The team wrote to Wentzel-Viljoen, requesting that she recuse herself, since she had issued public statements on behalf of the HPCSA warning the public against low-carb, high-fat diets, and thus could not be seen as impartial in this case.

The HPCSA indicated that it would oppose her recusal, but she agreed a few days later. Sensible move, I’d say.

The last-minute replacement was Stellenbosch University dietetic academic Prof Renee Blaauw, leaving Noakes’ legal team just a few days before the hearing to respond. The  team was also told at the hearing that Blaauw is a member of the Association of Dietetics of South Africa (ADSA), whose president, Claire Strydom, started this whole odd ball rolling when she laid the charge against Noakes way back in February 2014.

One would have thought the HPCSA would have known that Noakes’ legal team would rightly object to a committee member sitting in judgement on Noakes when she belongs to the organisation that laid the charge of unprofessional conduct against him in the first place.

That nicety appeared to have escaped the HPCSA, and its advocate, Meshak Mapholisa. He continued to insist that the committee was properly constituted, despite the chair of the committee ruling otherwise. He has also oddly insisted throughout that a dietitian must be on the committee, since the case concerned dietary advice (unconventional in this case), and Blaauw should be it, since she had declared her impartiality and was therefore perfectly acceptable.

Fear or favour

Mapholisa is supposed to be prosecuting this case “without fear or favour”. Yet he seemed to be attempting to build a case in the “prof forma complainant” ADSA’s favour for dietitians as the sole vehicle for dietary advice in South Africa.

That has always struck me as anachronistic. After all, the ancient Greek sage Hippocrates, who is known as the “father of modern medicine”, intuitively understood the link between diet and health when he exhorted his followers to: “Let food be your medicine, and medicine be your food.”

Mapholisa’s insistence precipitated another flurry of legal argument. Van der Nest pointing out that dietitians could not qualify under the requirement of members from “relevant professions”, since they were not registered with the medical and dental board, as Noakes was.


He also said Mapholisa could not unilaterally dictate the composition of the committee, but had simply to abide by the constituted requirements.
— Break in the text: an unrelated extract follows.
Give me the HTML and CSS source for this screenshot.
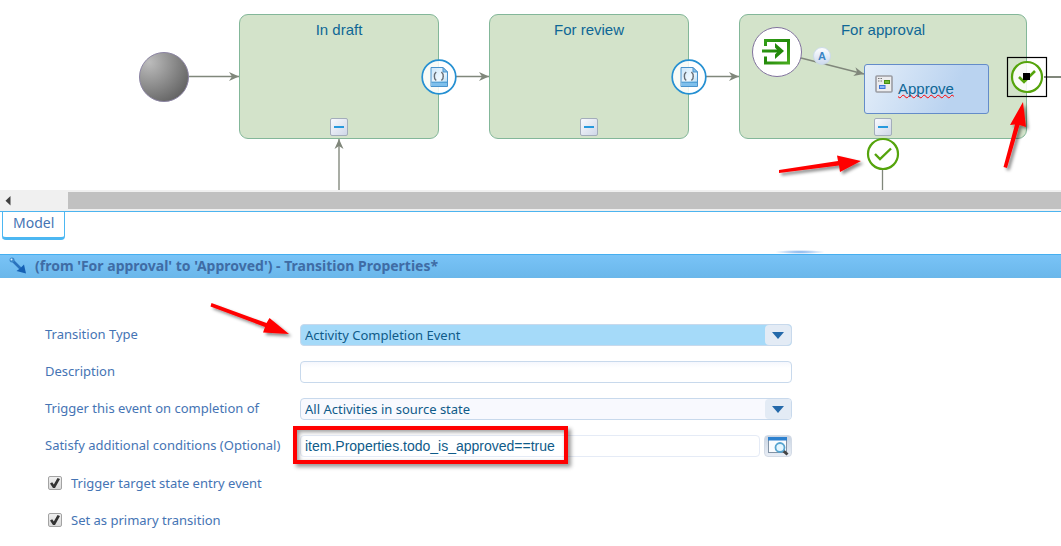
FILE: index.html
```
<!DOCTYPE html>
<html lang="en">
<head>
<meta charset="utf-8">
<title>Transition Properties</title>
<link rel="stylesheet" href="styles.css">
</head>
<body>
<main class="app">
  <section class="canvas" aria-label="Workflow diagram">
    <svg class="links" width="2000" height="190" aria-hidden="true">
      <defs>
        <radialGradient id="ball" cx="0.2" cy="0.2" r="0.95">
          <stop offset="0" stop-color="#bcbcbc"/><stop offset="1" stop-color="#606060"/>
        </radialGradient>
        <marker id="head" viewBox="0 0 10 10" refX="10" refY="5" markerWidth="10" markerHeight="10" markerUnits="userSpaceOnUse" orient="auto">
          <path d="M0 .5 10 5 0 9.5 3 5z" fill="#80877b"/>
        </marker>
      </defs>
      <g stroke="#80877b" stroke-width="1.3" fill="none">
        <path d="M188 76.500H239" marker-end="url(#head)"/>
        <path d="M455 76.500H489" marker-end="url(#head)"/>
        <path d="M705 76.500H739" marker-end="url(#head)"/>
        <path d="M339 190V139" stroke="#a9ada5" stroke-width="2" marker-end="url(#head)"/>
        <path d="M882.500 168V190"/>
        <path d="M1044 77H2000" stroke-width="2"/>
      </g>
      <circle cx="164" cy="77" r="24.500" fill="url(#ball)" stroke="#8b84a3"/>
    </svg>

    <div class="state draft"><h2 class="state-name">In draft</h2><button class="collapse" aria-label="Collapse In draft"></button></div>
    <div class="state review"><h2 class="state-name">For review</h2><button class="collapse" aria-label="Collapse For review"></button></div>
    <div class="state approval"><h2 class="state-name">For approval</h2><button class="collapse" aria-label="Collapse For approval"></button></div>

    <div class="activity">
      <svg width="18" height="18" viewBox="0 0 18 18" aria-hidden="true">
        <rect x="1" y="1" width="16" height="16" rx="1" fill="#ececee" stroke="#9a9ca3" stroke-width="1.600"/>
        <path d="M3 3.500h1.500M5.500 3.500H7M3 6h1.500M5.500 6H7" stroke="#777" stroke-width="1.200"/>
        <rect x="9.500" y="5.500" width="5" height="3" fill="#6fba35" stroke="#458f12"/>
        <rect x="4.500" y="10.500" width="5.500" height="3" fill="#8db8f8" stroke="#3c76d8"/>
      </svg>
      <span class="activity-name">Approve</span>
    </div>

    <svg class="links" width="2000" height="190" aria-hidden="true">
      <defs>
        <linearGradient id="page" x1="0" y1="0" x2="1" y2="1">
          <stop offset="0" stop-color="#c9e5fa"/><stop offset=".55" stop-color="#f0f9ff"/><stop offset="1" stop-color="#9fd2f4"/>
        </linearGradient>
        <linearGradient id="green" x1="0" y1="0" x2="1" y2="1">
          <stop offset="0" stop-color="#34a01a"/><stop offset=".5" stop-color="#22890a"/><stop offset="1" stop-color="#48ab1e"/>
        </linearGradient>
        <linearGradient id="chip" x1="0" y1="0" x2="0" y2="1">
          <stop offset="0" stop-color="#fff"/><stop offset="1" stop-color="#ccd9ee"/>
        </linearGradient>
        <filter id="cast" x="-30%" y="-30%" width="170%" height="170%">
          <feDropShadow dx="2.500" dy="2.500" stdDeviation="1.500" flood-color="#000" flood-opacity=".45"/>
        </filter>
        <g id="script">
          <circle r="16.800" fill="#fff" fill-opacity=".85" stroke="#2590d2" stroke-width="1.700"/>
          <path d="M-8-9.500H4L8.500-5V9.500H-8z" fill="url(#page)" stroke="#4a93cc"/>
          <path d="M-7.500 5.500h15.500v3.500h-15.500z" fill="#7fc0ec"/>
          <path d="M-7.500 5.200h15.500" stroke="#328bc9"/>
          <path d="M4-9.500V-5h4.500z" fill="#8bc4ec" stroke="#4a93cc"/>
          <path d="M-2.800-5Q-5-3-4.600-.8-5 1.500-2.800 3.500M2.400-5Q4.600-3 4.200-.8 4.600 1.500 2.400 3.500" fill="none" stroke="#666d75" stroke-width="1.400"/>
        </g>
      </defs>
      <use href="#script" x="439" y="77"/>
      <use href="#script" x="689" y="77"/>

      <path d="M801 58 864 74" stroke="#80877b" stroke-width="1.600" marker-end="url(#head)"/>
      <circle cx="777" cy="52" r="24.500" fill="#fff" stroke="#81739d"/>
      <path d="M765.500 46V40.500H788.500V63H765.500V56.500M762 51H780" fill="none" stroke="url(#green)" stroke-width="3"/>
      <path d="M775 43 784 51 775 59V54.500L778 51 775 47.500z" fill="#22890a"/>
      <circle cx="822" cy="56" r="8.500" fill="url(#chip)" stroke="#ccdbe8"/>
      <text class="chip-text" x="822" y="60" text-anchor="middle">A</text>

      <circle cx="883" cy="154" r="15" fill="#fff" fill-opacity=".85" stroke="#55a40c" stroke-width="2.200"/>
      <path d="M875 154 880 159 891 148.500" fill="none" stroke="#55a40c" stroke-width="2.400"/>

      <rect x="1007.500" y="57.500" width="39" height="39" fill="none" stroke="#000" stroke-width="1.200"/>
      <circle cx="1027" cy="77" r="15" fill="#fff" fill-opacity=".85" stroke="#55a40c" stroke-width="2.200"/>
      <path d="M1019 77 1024 82 1035 71" fill="none" stroke="#55a40c" stroke-width="2.600"/>
      <path d="M1023 73h7v7h-7z"/>

      <g fill="#f00" filter="url(#cast)">
        <path d="M779 170 838 161 837 155.500 861 161 840 172 839 165.500 779 173z"/>
        <path d="M1003.500 167 1015 124.500 1010 125 1023 102 1026 127 1019.500 125 1007 168z"/>
      </g>
    </svg>
  </section>

  <div class="scrollbar" aria-hidden="true">
    <svg class="scroll-arrow" width="6" height="10" viewBox="0 0 6 10"><path d="M5.500 0V9.500L.5 4.700z" fill="#404040"/></svg>
    <div class="scroll-thumb"></div>
  </div>

  <nav class="tabs"><button class="tab">Model</button></nav>

  <header class="titlebar">
    <span class="grip" aria-hidden="true"></span>
    <svg width="18" height="18" viewBox="0 0 18 18" aria-hidden="true">
      <path d="M3 3 12 12" stroke="#2a72bd" stroke-width="2.600"/>
      <circle cx="3" cy="3" r="2.500" fill="#3a86c8"/><circle cx="2.500" cy="2.500" r="1" fill="#d8efff"/>
      <path d="M15 7.500 17 16.500 7.500 14 11 11.500z" fill="#1560b4"/>
    </svg>
    <h1 class="title">(from 'For approval' to 'Approved') - Transition Properties*</h1>
  </header>

  <form class="form">
    <svg class="pointer" width="90" height="44" aria-hidden="true">
      <path d="M1.500-1 56.500 19 59.500 14 79 30 53 28.500 55 23 .5 2.500z" fill="#f00" filter="url(#cast)"/>
    </svg>
    <label class="label" for="type">Transition Type</label>
    <div class="pick">
      <select class="field select active" id="type"><option>Activity Completion Event</option></select>
      <svg class="drop" viewBox="0 0 26 20" width="26" height="20" aria-hidden="true"><path d="M7 7H19L13 14z" fill="#2469aa"/></svg>
    </div>
    <label class="label" for="desc">Description</label>
    <input class="field" id="desc" type="text">
    <label class="label" for="scope">Trigger this event on completion of</label>
    <div class="pick">
      <select class="field select" id="scope"><option>All Activities in source state</option></select>
      <svg class="drop" viewBox="0 0 26 20" width="26" height="20" aria-hidden="true"><path d="M7 7H19L13 14z" fill="#2469aa"/></svg>
    </div>
    <label class="label" for="cond">Satisfy additional conditions (Optional)</label>
    <div class="condition">
      <input class="field expression" id="cond" type="text" value="item.Properties.todo_is_approved==true">
      <button class="lookup" type="button" aria-label="Browse conditions">
        <svg width="22" height="20" viewBox="0 0 22 20" aria-hidden="true">
          <rect x="1.500" y="1.500" width="18" height="15" fill="#f9fcff" stroke="#8293a5"/>
          <path d="M1 1h19v3.500H1z" fill="#2d81cf"/>
          <path d="M16 14.500 20.500 18.500" stroke="#444" stroke-width="3"/>
          <circle cx="13" cy="11.500" r="4.500" fill="#e1f5ff" fill-opacity=".9" stroke="#57a4cf" stroke-width="1.800"/>
        </svg>
      </button>
      <span class="highlight" aria-hidden="true"></span>
    </div>
    <label class="check"><input class="box" type="checkbox" checked>Trigger target state entry event</label>
    <label class="check"><input class="box" type="checkbox" checked>Set as primary transition</label>
  </form>
</main>
</body>
</html>
```
FILE: styles.css
```
* { box-sizing: border-box; }
body {
  margin: 0;
  background: #fff;
  color: #4574b4;
  font: 14px/20px "Noto Sans", "Open Sans", sans-serif;
}
button, input, select { font: inherit; }
.app { overflow: hidden; }

/* Diagram */
.canvas { position: relative; height: 190px; overflow: hidden; font-family: "Liberation Sans", Arial, sans-serif; }
.links { position: absolute; left: 0; top: 0; }
.state {
  position: absolute;
  top: 14px;
  width: 200px;
  height: 125px;
  padding: 5px 0 2px;
  border: 1px solid #83b799;
  border-radius: 9px;
  background: #d3e3ca;
  display: flex;
  flex-direction: column;
  align-items: center;
  justify-content: space-between;
}
.draft { left: 239px; }
.review { left: 489px; }
.approval { left: 739px; width: 288px; }
.state-name { margin: 0; font-size: 15px; line-height: 20px; font-weight: 400; color: #0e6796; }
.collapse {
  width: 18px;
  height: 18px;
  padding: 0 3px;
  border: 1px solid #a3adbb;
  border-radius: 2px;
  background: linear-gradient(135deg, #f8f9fd, #cfd8e8);
  display: flex;
  align-items: center;
}
.collapse::before { content: ""; flex: 1; height: 2px; background: #2799dd; }
.activity {
  position: absolute;
  left: 864px;
  top: 64px;
  width: 125px;
  height: 50px;
  padding: 10px;
  border: 1px solid #648cc9;
  border-radius: 3px;
  background: linear-gradient(115deg, #e4eef9, #bad3f0 70%);
  display: flex;
  gap: 5px;
}
.activity-name {
  align-self: end;
  font-size: 15px;
  line-height: 28px;
  color: #0e6796;
  text-decoration: underline wavy #f00 1px;
  text-decoration-skip-ink: none;
  text-underline-offset: 0;
}
.chip-text { font-size: 11px; font-weight: 700; fill: #3a86c5; }

/* Horizontal scrollbar */
.scrollbar {
  display: flex;
  align-items: center;
  height: 21px;
  padding-left: 5px;
  gap: 57px;
  background: #f0f0f0;
}
.scroll-thumb { flex: 1; height: 17px; background: #c1c1c1; }

/* Tabs */
.tabs { height: 43px; padding-left: 2px; border-top: 1px solid #4cb4ef; }
.tab {
  display: block;
  height: 28px;
  padding: 0 10px 4px;
  border: 1px solid #4cb7f2;
  border-top: 0;
  border-bottom-width: 3px;
  border-radius: 0 0 4px 4px;
  background: #fff;
  color: #4574b4;
  font-size: 14px;
}

/* Title bar */
.titlebar {
  position: relative;
  display: flex;
  align-items: center;
  gap: 8px;
  height: 24px;
  padding: 0 9px 2px;
  border-top: 1px solid #45aff0;
  background: linear-gradient(#79c3f7, #6ab7ea);
}
.title { margin: 0; font-size: 14px; line-height: 20px; font-weight: 700; color: #3f6ca5; }
.grip {
  position: absolute;
  left: 775px;
  bottom: 24px;
  width: 50px;
  height: 4px;
  background: radial-gradient(closest-side, #79aceb, #fff0);
}

/* Properties form */
.form {
  position: relative;
  display: grid;
  grid-template-columns: 240px minmax(0, 492px);
  column-gap: 15px;
  row-gap: 15px;
  padding: 46px 45px 16px;
}
.label, .check { line-height: 20px; font-size: 13px; white-space: nowrap; }
.field {
  display: block;
  width: 100%;
  height: 22px;
  padding: 0 4px;
  border: 1px solid #c8d9ec;
  border-radius: 4px;
  outline: 0;
  background: linear-gradient(#f5f7fd, #fff 6px);
  color: #0f5b89;
  font-size: 13px;
}
.select { appearance: none; background: #f8f9fe; }
.active { background: #a5daf9; }
.pick { position: relative; }
.drop {
  position: absolute;
  right: 1px;
  top: 1px;
  border-radius: 4px;
  background: #e3ebf5;
  pointer-events: none;
}
.condition { position: relative; display: flex; gap: 4px; }
.expression {
  flex: 1;
  min-width: 0;
  border-color: #e5ebf6;
  background: #fff;
  font-family: "Liberation Sans", Arial, sans-serif;
  font-size: 14px;
}
.lookup {
  width: 28px;
  height: 22px;
  padding: 0;
  border: 1px solid #d3dbe6;
  border-radius: 4px;
  background: linear-gradient(#cad5e3, #e8edf5);
  display: grid;
  place-items: center;
}
.highlight {
  position: absolute;
  left: -7px;
  top: -9px;
  width: 275px;
  height: 38px;
  border: 4px solid #f00;
  box-shadow: 3px 3px 4px #0006, inset 2px 2px 4px #0006;
  pointer-events: none;
}
.check { grid-column: 1 / -1; display: flex; align-items: center; gap: 9px; padding-left: 3px; height: 22px; }
.box {
  appearance: none;
  width: 14px;
  height: 14px;
  margin: 0;
  border: 1px solid #a3a3a3;
  border-radius: 2px;
  background: linear-gradient(#f0f0f0, #d9d9d9);
  display: grid;
  place-items: center;
}
.box:checked::before {
  content: "";
  width: 10px;
  height: 10px;
  background: #333;
  clip-path: polygon(0 55%, 22% 42%, 38% 65%, 75% 0, 100% 10%, 50% 100%, 30% 100%);
}
.pointer { position: absolute; left: 210px; top: 26px; overflow: visible; }
```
The power to appoint the committee lies with the chairperson of the professional board.

I couldn’t see a flaw in any of his arguments.

Mine fields

Committee chair Advocate Joan Adams did her best to negotiate the judicial mine fields. She came back from an adjournment saying the committee agreed that it was improperly constituted, but that Blaauw should be allowed to stay.

Van der Nest, again with what seemed to me to be flawless logic, pointed out that an improperly constituted committee couldn’t make a ruling on anything, by virtue of being improperly constituted.

Whether the committee will be properly constituted when November rolls around, whether it will include Blaauw, and whether Noakes’ legal team will be given more time than the very short time they were this time round to access or object to constituent members, remains to be seen.

Pike says Noakes and his legal team were deeply disappointed with the delay.

“It was a strange, bitter sweet day, ” he says.

“We came prepared to hit the ground running in the event that the Committee decided to go ahead despite our objections.

“These delays happen all the time in contentious proceedings. We’re happy that our view prevailed. Now we look forward to fighting the good fight in November.”

I asked Mapholisa for comment, but he declined, saying I had to go through the HPCSA communication channels.